What you have to do -
Transcribe the material exactly. Images do not belong in the copy.

[Records with interface code]
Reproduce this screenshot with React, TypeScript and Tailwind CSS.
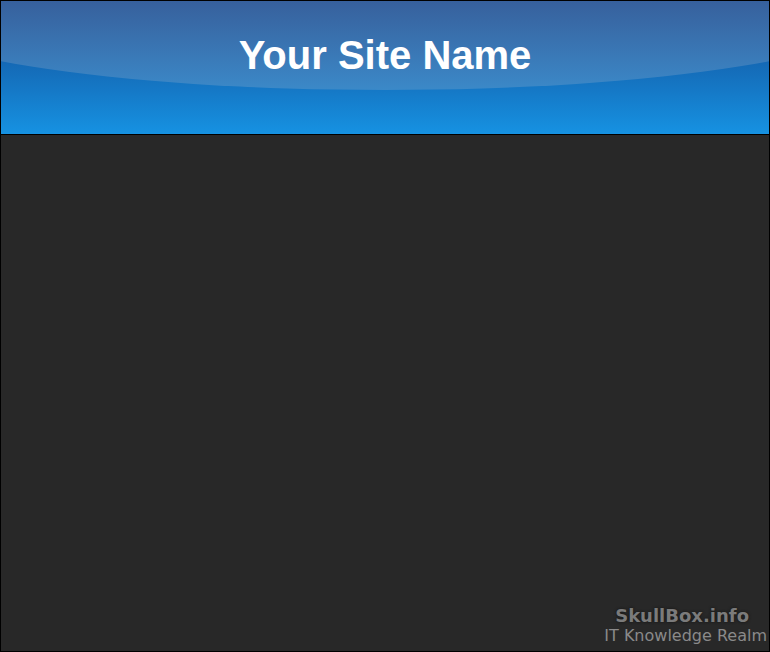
export default function App() {
  return (
    <div className="flex h-[652px] w-[770px] flex-col border border-black bg-[#282828]">
      <header className="relative flex h-[134px] shrink-0 items-start justify-center overflow-hidden border-b border-black bg-gradient-to-b from-[#124790] to-[#1692e2]">
        {/* gloss */}
        <div className="absolute left-[-116px] top-[-71px] h-[160px] w-[1000px] rounded-[50%] bg-gradient-to-b from-[#30417b] to-[#3b89c8]" />
        <h1 className="relative mt-[28px] font-['Liberation_Sans',Arial,sans-serif] text-[40px] font-bold leading-[52px] text-white">
          Your Site Name
        </h1>
      </header>

      <main className="flex flex-1 flex-col items-end justify-end pb-[6px] pr-[2px]">
        <div className="flex flex-col items-end font-['DejaVu_Sans',Verdana,sans-serif]">
          <span className="mr-[18px] text-[18px] font-bold leading-[22px] text-[#7b7b7b] [text-shadow:0_0_3px_#111]">
            SkullBox.info
          </span>
          <span className="text-[16px] leading-[18px] text-[#8a8a8a]">IT Knowledge Realm</span>
        </div>
      </main>
    </div>
  );
}
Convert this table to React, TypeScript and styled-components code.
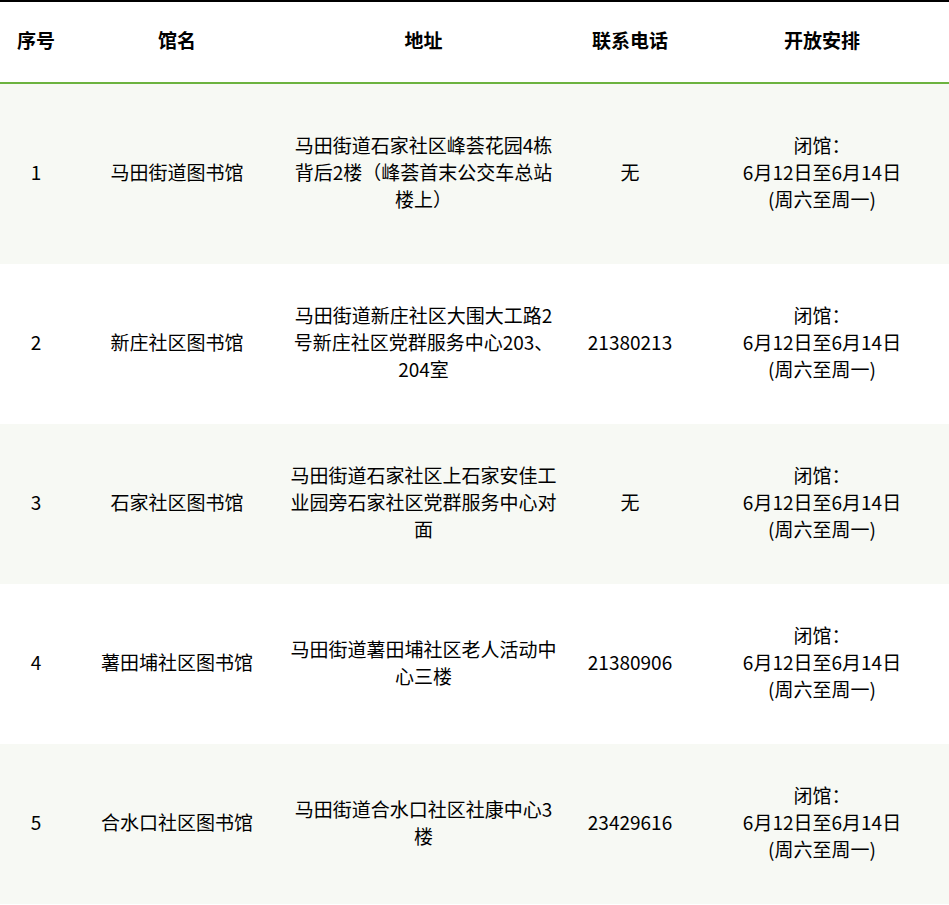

Correct output -
Reproduce this screenshot with React, TypeScript and Tailwind CSS.
export default function App() {
  return (
    <div className="flex h-[652px] w-[770px] flex-col border border-black bg-[#282828]">
      <header className="relative flex h-[134px] shrink-0 items-start justify-center overflow-hidden border-b border-black bg-gradient-to-b from-[#124790] to-[#1692e2]">
        {/* gloss */}
        <div className="absolute left-[-116px] top-[-71px] h-[160px] w-[1000px] rounded-[50%] bg-gradient-to-b from-[#30417b] to-[#3b89c8]" />
        <h1 className="relative mt-[28px] font-['Liberation_Sans',Arial,sans-serif] text-[40px] font-bold leading-[52px] text-white">
          Your Site Name
        </h1>
      </header>

      <main className="flex flex-1 flex-col items-end justify-end pb-[6px] pr-[2px]">
        <div className="flex flex-col items-end font-['DejaVu_Sans',Verdana,sans-serif]">
          <span className="mr-[18px] text-[18px] font-bold leading-[22px] text-[#7b7b7b] [text-shadow:0_0_3px_#111]">
            SkullBox.info
          </span>
          <span className="text-[16px] leading-[18px] text-[#8a8a8a]">IT Knowledge Realm</span>
        </div>
      </main>
    </div>
  );
}
Convert this table to React, TypeScript and styled-components code.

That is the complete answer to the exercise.